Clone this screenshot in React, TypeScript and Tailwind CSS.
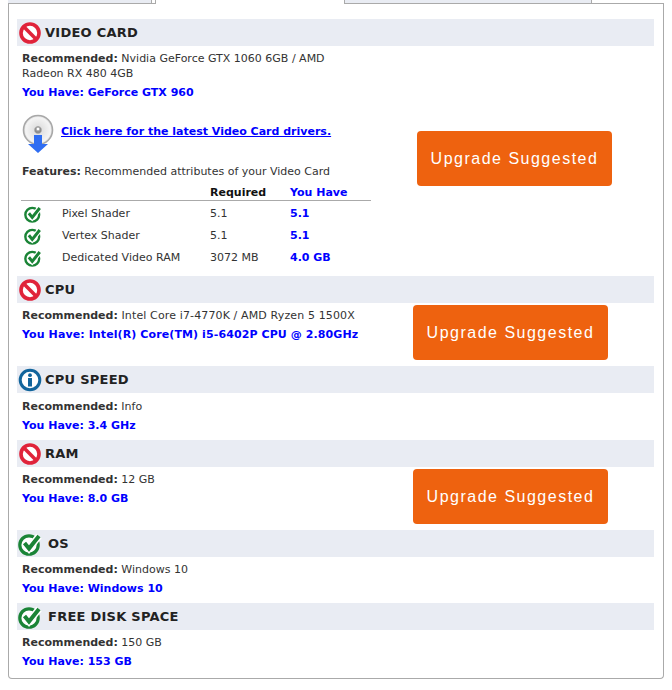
const Stop = () => (
  <svg width="24" height="24" viewBox="0 0 24 24" className="shrink-0">
    <circle cx="12" cy="12" r="9" fill="#fff" stroke="#e0233a" strokeWidth="3.6" />
    <path d="M5.6 5.6 18.4 18.4" stroke="#e0233a" strokeWidth="3.6" />
  </svg>
);

const Info = () => (
  <svg width="24" height="24" viewBox="0 0 24 24" className="shrink-0">
    <circle cx="12" cy="12" r="9.8" fill="#fff" stroke="#12659c" strokeWidth="3" />
    <circle cx="12" cy="7.2" r="1.9" fill="#12659c" />
    <rect x="10" y="10" width="4" height="8.5" fill="#12659c" />
  </svg>
);

const Check = ({ size = 24 }: { size?: number }) => (
  <svg width={size} height={size} viewBox="0 0 24 24" className="shrink-0">
    <circle cx="11" cy="13" r="9.2" fill="#fff" stroke="#1a8436" strokeWidth="3.2" />
    <path d="M6.5 11 11 16.5 21 4" fill="none" stroke="#fff" strokeWidth="7" />
    <path d="M6.5 11 11 16.5 21 4" fill="none" stroke="#1a8436" strokeWidth="4" />
  </svg>
);

const Disc = () => (
  <svg width="32" height="42" viewBox="0 0 32 42" className="shrink-0">
    <defs>
      <radialGradient id="d">
        <stop offset="0.2" stopColor="#8e8e8e" />
        <stop offset="0.3" stopColor="#e2e2e2" />
        <stop offset="0.85" stopColor="#f4f4f4" />
        <stop offset="1" stopColor="#d8d8d8" />
      </radialGradient>
    </defs>
    <circle cx="16" cy="16" r="14.5" fill="url(#d)" stroke="#a8a8a8" strokeWidth="1.6" />
    <circle cx="16" cy="15" r="2" fill="#fff" stroke="#999" />
    <path d="M12 21h8v9h6L16 39 6 30h6z" fill="#2f6df2" />
  </svg>
);

const Heading = ({ icon, title, gap = "gap-[3px]", low = false }: { icon: React.ReactNode; title: string; gap?: string; low?: boolean }) => (
  <div className={`flex h-[27px] items-center bg-[#e9ecf3] pl-[1px] ${gap} ${low ? "pt-[1px]" : ""}`}>
    {icon}
    <span className="text-[13px] font-bold tracking-[0.25px] text-[#222]">{title}</span>
  </div>
);

const Rec = ({ children, wide = false }: { children: React.ReactNode; wide?: boolean }) => (
  <p className={`leading-[15px] ${wide ? "tracking-[0.13px]" : ""}`}>
    <b className="tracking-normal">Recommended:</b> {children}
  </p>
);

const Have = ({ children, wide = false }: { children: React.ReactNode; wide?: boolean }) => (
  <p className={`mt-1 leading-[15px] font-bold text-[#0000ff] ${wide ? "tracking-[0.1px]" : ""}`}>You Have: {children}</p>
);

const Upgrade = () => (
  <div className="flex h-[55px] w-[195px] items-center justify-center rounded-[4px] bg-[#ee620f] font-['Liberation_Sans',sans-serif] text-[16px] tracking-[1.5px] text-white">
    Upgrade Suggested
  </div>
);

const rows = [
  ["Pixel Shader", "5.1", "5.1"],
  ["Vertex Shader", "5.1", "5.1"],
  ["Dedicated Video RAM", "3072 MB", "4.0 GB"],
];

export default function App() {
  return (
    <div className="h-[690px] w-[672px] overflow-hidden bg-white font-['DejaVu_Sans',Verdana,sans-serif] text-[11px] text-[#333]">
      <div className="flex h-[4px] pl-[8px]">
        <div className="h-[4px] w-[144px] border-r border-b border-[#aaa] bg-[#e9ecf3]" />
        <div className="h-[4px] w-[3px] border-b border-[#aaa]" />
        <div className="h-[4px] w-[190px] border-l border-r border-[#aaa] bg-white" />
        <div className="h-[4px] w-[247px] border-r border-b border-[#aaa] bg-[#e9ecf3]" />
        <div className="mr-[8px] h-[4px] flex-1 border-b border-[#aaa]" />
      </div>
      <div className="mx-[8px] h-[675px] rounded-b-[4px] border-x border-b border-[#aaa] pt-[15px] pr-[9px] pl-[8px]">
        <section>
          <Heading icon={<Stop />} title="VIDEO CARD" />
          <div className="flex">
            <div className="w-[360px] pt-[5px] pl-[5px]">
              <div className="w-[315px]">
                <Rec>Nvidia GeForce GTX 1060 6GB / AMD Radeon RX 480 4GB</Rec>
              </div>
              <Have>GeForce GTX 960</Have>
              <div className="mt-[14px] flex h-[42px] gap-[7px]">
                <Disc />
                <a className="mt-[10px] leading-[15px] font-bold text-[#0000ff] underline">
                  Click here for the latest Video Card drivers.
                </a>
              </div>
              <p className="mt-[8px] leading-[15px]">
                <b>Features:</b> Recommended attributes of your Video Card
              </p>
              <div className="mt-[6px] -ml-[1px] grid grid-cols-[41px_148px_80px_81px] text-[11px]">
                <div className="col-span-2 h-[16px] border-b border-[#aaa]" />
                <div className="h-[16px] border-b border-[#aaa] leading-[15px] font-bold text-[#111]">Required</div>
                <div className="h-[16px] border-b border-[#aaa] leading-[15px] font-bold text-[#0000ff]">You Have</div>
                <div className="col-span-4 h-[2px]" />
                {rows.map((r) => (
                  <div key={r[0]} className="col-span-4 grid h-[22px] grid-cols-subgrid items-center">
                    <div className="pl-[3px]"><Check size={18} /></div>
                    <div>{r[0]}</div>
                    <div>{r[1]}</div>
                    <div className="font-bold text-[#0000ff]">{r[2]}</div>
                  </div>
                ))}
              </div>
              <div className="h-[7px]" />
            </div>
            <div className="pt-[85px] pl-[40px]"><Upgrade /></div>
          </div>
        </section>
        <section>
          <Heading icon={<Stop />} title="CPU" />
          <div className="flex h-[63px] justify-between">
            <div className="pt-[5px] pl-[5px]">
              <Rec wide>Intel Core i7-4770K / AMD Ryzen 5 1500X</Rec>
              <Have wide>Intel(R) Core(TM) i5-6402P CPU @ 2.80GHz</Have>
            </div>
            <div className="pt-[2px] pr-[46px]"><Upgrade /></div>
          </div>
        </section>
        <section>
          <Heading icon={<Info />} title="CPU SPEED" low />
          <div className="h-[47px] pt-[6px] pl-[5px]">
            <Rec>Info</Rec>
            <Have>3.4 GHz</Have>
          </div>
        </section>
        <section>
          <Heading icon={<Stop />} title="RAM" />
          <div className="flex h-[63px] justify-between">
            <div className="pt-[5px] pl-[5px]">
              <Rec>12 GB</Rec>
              <Have>8.0 GB</Have>
            </div>
            <div className="pt-[2px] pr-[46px]"><Upgrade /></div>
          </div>
        </section>
        <section>
          <Heading icon={<Check />} title="OS" gap="gap-[6px]" />
          <div className="h-[46px] pt-[5px] pl-[5px]">
            <Rec>Windows 10</Rec>
            <Have>Windows 10</Have>
          </div>
        </section>
        <section>
          <Heading icon={<Check />} title="FREE DISK SPACE" gap="gap-[6px]" />
          <div className="pt-[5px] pl-[5px]">
            <Rec>150 GB</Rec>
            <Have>153 GB</Have>
          </div>
        </section>
      </div>
    </div>
  );
}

***

# [Prompt]
In the material above, show every line where the word "React" turns up.

# [Final answer]
Clone this screenshot in React, TypeScript and Tailwind CSS.
const Heading = ({ icon, title, gap = "gap-[3px]", low = false }: { icon: React.ReactNode; title: string; gap?: string; low?: boolean }) => (
const Rec = ({ children, wide = false }: { children: React.ReactNode; wide?: boolean }) => (
const Have = ({ children, wide = false }: { children: React.ReactNode; wide?: boolean }) => (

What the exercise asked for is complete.